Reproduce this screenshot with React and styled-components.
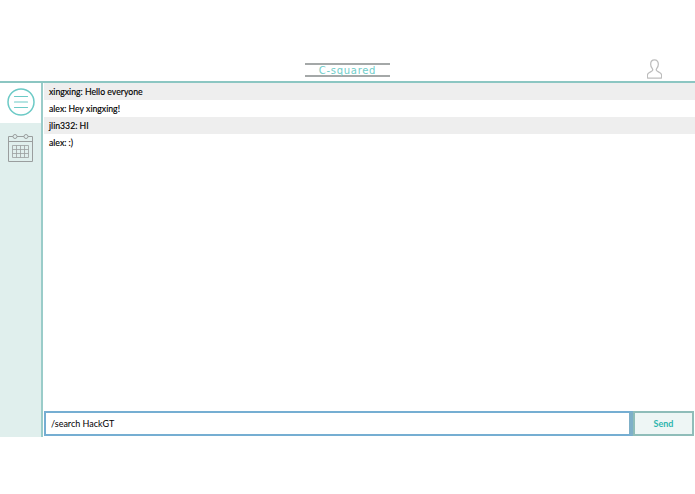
--*--
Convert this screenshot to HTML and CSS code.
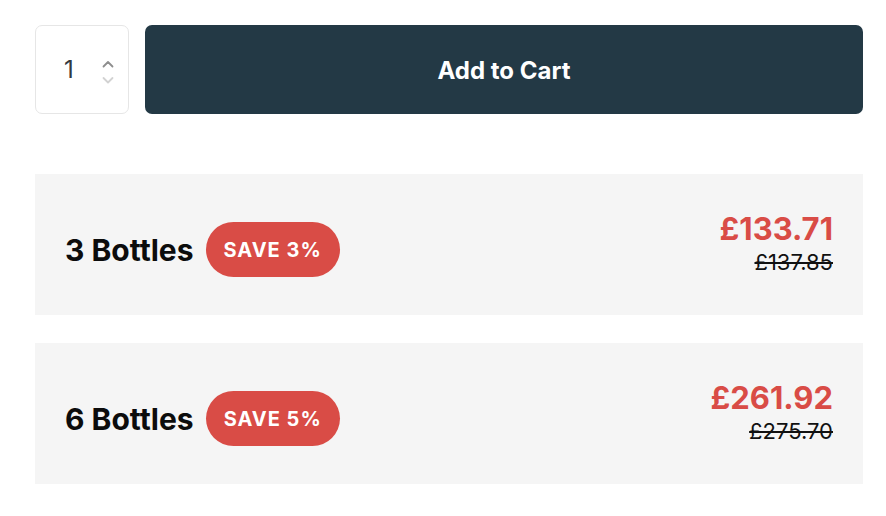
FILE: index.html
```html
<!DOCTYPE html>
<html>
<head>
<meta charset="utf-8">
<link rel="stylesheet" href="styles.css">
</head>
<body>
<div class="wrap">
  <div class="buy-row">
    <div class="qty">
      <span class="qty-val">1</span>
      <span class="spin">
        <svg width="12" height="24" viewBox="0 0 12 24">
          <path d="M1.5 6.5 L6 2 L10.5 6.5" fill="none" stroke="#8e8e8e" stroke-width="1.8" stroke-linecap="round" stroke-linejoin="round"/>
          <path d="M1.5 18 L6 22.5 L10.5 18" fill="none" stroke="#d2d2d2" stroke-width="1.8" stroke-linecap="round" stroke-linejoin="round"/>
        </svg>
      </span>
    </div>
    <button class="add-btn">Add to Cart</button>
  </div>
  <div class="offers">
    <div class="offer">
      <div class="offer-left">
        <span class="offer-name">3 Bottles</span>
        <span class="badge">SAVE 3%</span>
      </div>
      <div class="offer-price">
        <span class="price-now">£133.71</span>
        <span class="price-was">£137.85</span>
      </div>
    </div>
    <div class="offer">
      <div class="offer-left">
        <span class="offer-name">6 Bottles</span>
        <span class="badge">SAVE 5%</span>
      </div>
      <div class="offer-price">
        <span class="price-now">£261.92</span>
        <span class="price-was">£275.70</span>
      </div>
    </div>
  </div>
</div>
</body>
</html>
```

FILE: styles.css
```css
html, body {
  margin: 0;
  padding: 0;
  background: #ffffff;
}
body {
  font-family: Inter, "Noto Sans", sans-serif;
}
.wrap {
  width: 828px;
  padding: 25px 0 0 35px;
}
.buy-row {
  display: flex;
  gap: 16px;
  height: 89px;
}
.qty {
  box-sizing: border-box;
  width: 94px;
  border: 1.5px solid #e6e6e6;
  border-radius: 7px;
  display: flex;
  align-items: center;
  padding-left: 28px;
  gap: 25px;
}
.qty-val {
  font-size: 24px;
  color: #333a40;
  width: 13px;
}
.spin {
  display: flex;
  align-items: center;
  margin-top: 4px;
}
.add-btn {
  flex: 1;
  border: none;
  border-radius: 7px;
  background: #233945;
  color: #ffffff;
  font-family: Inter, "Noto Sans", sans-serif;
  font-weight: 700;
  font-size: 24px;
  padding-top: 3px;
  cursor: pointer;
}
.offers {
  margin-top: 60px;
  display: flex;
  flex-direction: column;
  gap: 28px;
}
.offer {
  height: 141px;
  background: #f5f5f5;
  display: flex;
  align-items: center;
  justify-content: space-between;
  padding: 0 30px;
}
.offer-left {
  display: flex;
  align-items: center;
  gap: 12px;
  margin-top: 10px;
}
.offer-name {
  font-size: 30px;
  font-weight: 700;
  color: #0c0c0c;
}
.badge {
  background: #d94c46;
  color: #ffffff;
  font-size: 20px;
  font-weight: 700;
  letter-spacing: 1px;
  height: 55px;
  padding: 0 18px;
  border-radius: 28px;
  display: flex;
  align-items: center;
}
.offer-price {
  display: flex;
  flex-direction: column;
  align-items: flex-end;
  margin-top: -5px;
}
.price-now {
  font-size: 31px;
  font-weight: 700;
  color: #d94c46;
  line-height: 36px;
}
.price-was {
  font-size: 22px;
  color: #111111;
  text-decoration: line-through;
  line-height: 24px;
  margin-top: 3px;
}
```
--*--
▸ YOUR INSTRUCTIONS
All lines above containing the string "screenshot" are to be collected.

▸ THE OUTPUT
Reproduce this screenshot with React and styled-components.
Convert this screenshot to HTML and CSS code.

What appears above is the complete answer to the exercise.